Three of the aesthetic knots (the St Andrew, Cavendish, and Grantchester) have the same symmetry and balance values as at least one other knot in their class; in this case, they appear to have been selected based on how evenly they distribute the unbalanced portions throughout the knot. This can be readily seen when one views these knots as combinations of two smaller knots, as the balance values of each component add up to the balance value of the final knot. In unbalanced knots where the balance value is odd, it is broken up so that the more unbalanced portion of the two is placed towards the beginning of the knot. This is probably intended to help the outermost portion of the knot keep its shape and remain tight.

=== The 13 aesthetic knots ===
The thirteen aesthetic knots described in the book, in order of size, are as follows. Terminal sequences (the final three moves that end in the tying of the knot) are in bold. The knots are sometimes designated by their number alone (e.g., FM2 for the four-in-hand, with FM standing for Fink-Mao). A knot is self-releasing if, when the thin end is pulled out through the knot, no knot is left; as all knots start on the left, a knot is self-releasing if the terminal sequence is Ro Li Co; it is not self-releasing if the terminal sequence is Lo Ri Co. Symmetry and self-releasing are in complementary distribution for knots with the greatest degree of balance for their class.

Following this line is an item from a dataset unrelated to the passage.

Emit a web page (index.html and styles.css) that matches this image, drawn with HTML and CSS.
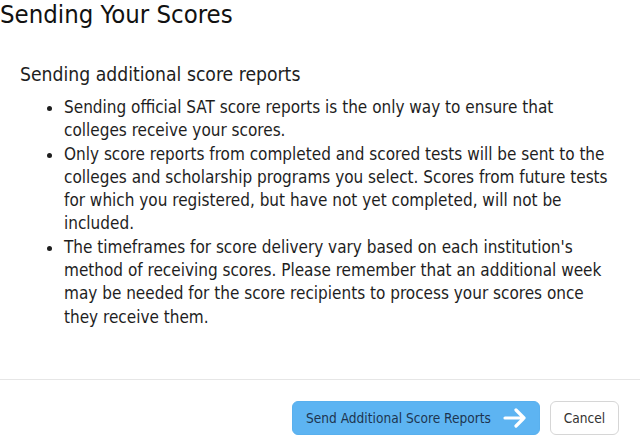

| Number | Sequence | Name | Self-releasing | Symmetric |
|---|---|---|---|---|
| 1. | Lo Ri Co T | Small knot | No | Yes |
| 2. | Li Ro Li Co T | Four-in-hand | Yes | No |
| 3. | Lo Ri Lo Ri Co T | Kelvin | No | Yes |
| 4. | Lo Ci Ro Li Co T | Nicky | Yes | No |
| 6. | Li Ro Li Ro Li Co T | Victoria | Yes | No |
| 7. | Li Ro Ci Lo Ri Co T | Half-Windsor | No | Yes |
| 12. | Lo Ri Lo Ci Ro Li Co T | St Andrew | Yes | No |
| 18. | Lo Ci Ro Ci Lo Ri Co T | Plattsburgh | No | Yes |
| 23. | Li Ro Li Co Ri Lo Ri Co T | Cavendish | No | Yes |
| 31. | Li Co Ri Lo Ci Ro Li Co T | Windsor | Yes | No |
| 44. | Lo Ri Lo Ri Co Li Ro Li Co T | Grantchester | Yes | No |
| 54. | Lo Ri Co Li Ro Ci Lo Ri Co T | Hanover | No | Yes |
| 78. | Lo Ci Ro Ci Lo Ci Ro Li Co T | Balthus | Yes | No |

Three common variant knots are as follows. They are included for their commonality (Pratt, Half-Windsor variant), or for being self-releasing when their more "aesthetic" counterparts are not (Half-Windsor variant, Hanover variant). The Half-Windsor and Hanover variants have the advantage of being both symmetrical and self-releasing, but are less balanced than their counterparts above:

| Number | Sequence | Name | Self-releasing | Symmetric |
|---|---|---|---|---|
| 5. | Lo Ci Lo Ri Co T | Pratt | No | No |
| 8. | Li Ro Ci Ro Li Co T | Half-Windsor variant | Yes | Yes |
| 55. | Lo Ri Co Ri Lo Ci Ro Li Co T | Hanover variant | Yes | Yes |

== Reviews ==

The book was reviewed in Nature, The Daily Telegraph, The Guardian, GQ, Physics World, and others.